Daily analysis 29.01.2015:
Neutral Fed's meeting decreased the appetite for a stronger correction on the dollar. Newly elected Greek government withdraws from previous reforms. The franc is significantly weaker toward the euro. The US and the euro zone data in focus. Capital inflow to the zloty is supposed to boost Polish currency? CHF/PLN below 4.00 and the EUR/PLN around 4.23
Macro data (CET- Central European Time). Survey is supplied by Bloomberg unless otherwise noted.
- 14.30 CET: Jobless claims from the US (survey: 300k).
No surprises from the Federal Reserve
Yesterday we suggested that opinions claiming more dovish Fed might be inaccurate. The Federal Reserve kept the perspective to increase interest rate in mid-2015 noting a significant economic progress. It strengthened the dollar and push the EUR/USD lower below 1.1300.
In line with expectations Janet Yellen and her colleagues kept the promise to be “patient” before they start normalizing the monetary policy. It means that at least for two months the rates are set to remain at zero level.
Concerning the US economy the FOMC was much more bullish than in October. The overall activity was raised from moderate to solid first time since the financial crisis ended. Additionally the Committee also noted a “strong” job market and that “recent declines in energy prices have boosted households purchasing power. All arguments should be considered as pretty hawkish and rather brining the Fed closer to the interest rates hikes.
Slightly more dovish were on the other hand comments on the inflation. “Inflation has declined further below Committee's long-run-objective, largely (previously “partly”) reflecting declines in energy prices. Despite the fact that there were no clear suggestions that lower CPI may push the Fed to wait longer to normalize the monetary policy it should be noted that “market-based measures of inflation compensation have declined substantially in the recent months”. However, we wrote that this time the Fed may “trick” the market and the fixed income instruments do not have to be particularly right regarding the prolonged period of lower interests rates.

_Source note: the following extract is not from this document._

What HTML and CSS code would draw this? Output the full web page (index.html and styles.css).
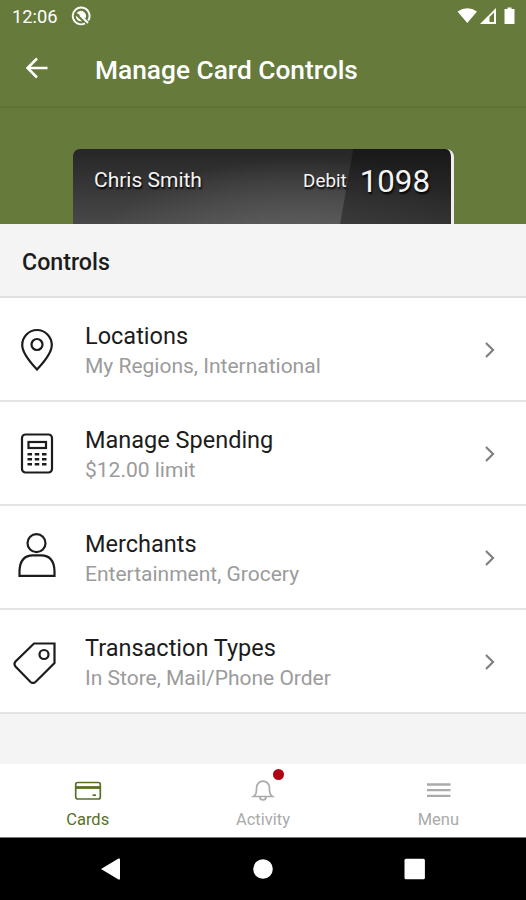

Just after the new Greek government was formed the new administration started to fulfill its election promises. The privatization program has been paused and it was announced that thousands of administration officials who had been fired during the austerity program are expected to get back their jobs.
This action goes against the agreement with Troika and previous government promises. Greeks are also looking to establish better contacts with the Kremlin what was actually event picked up by the Russian administration before the elections results. The agriculture ministers offered Greece that if Athens withdraws from the UE the sanctions on food are going to be lifted.
It is hard to say whether it is only a negotiation strategy of the new administration or Athens is really on the verge of changing its whole policy. Currently the first scenario seems to be much more probable especially that the finance ministry is talented economist who wrote several books on “game theory” which is a solid base knowledge of more complex negotiations.
Foreign markets in a few sentences
The EUR/CHF appreciation helped the EUR/USD to return toward 1.1300. It does not mean that the dollar is set to weaken in the following hours. The market is going to wait for the Friday's data on US economy and euro zone inflation. Much more important is going to be the GDP from the States. If it rises above 4.0% we should to expect more “greenback” appreciation.
Capital inflow to Poland
The Bloomberg agency “speculates” whether the zloty is going to be a good destination for the portfolio capital inflow. This may be the case if the MPC does not cut interest rates claims PineBridger investments managing 73 billion USD on fixed income instruments.
We have noted that many times in our analysis. As a result the MPC will be closely looking on the zloty rate and if the EUR/PLN remains above 4.15 till the February rate meeting than governor Belka and his colleagues are going to wait till March to loosen the monetary policy.
It is also worth to note that the Committee meeting is on Wednesday. If the MPC remains pretty neutral (similar stance as in January) than in the current environment the capital inflow may be really fast and can push the EUR/PLN toward 4.10 in February. Moreover it should also push the CHF/PLN deep below 4.00 mark.
Today the CHF/PLN is going to be the most volatile pair. Weakening franc toward the euro in a scenario of relatively stable EUR/PLN increases the probability that the CHF/PLN is going to remain within 4.05-4.10 range for the whole day.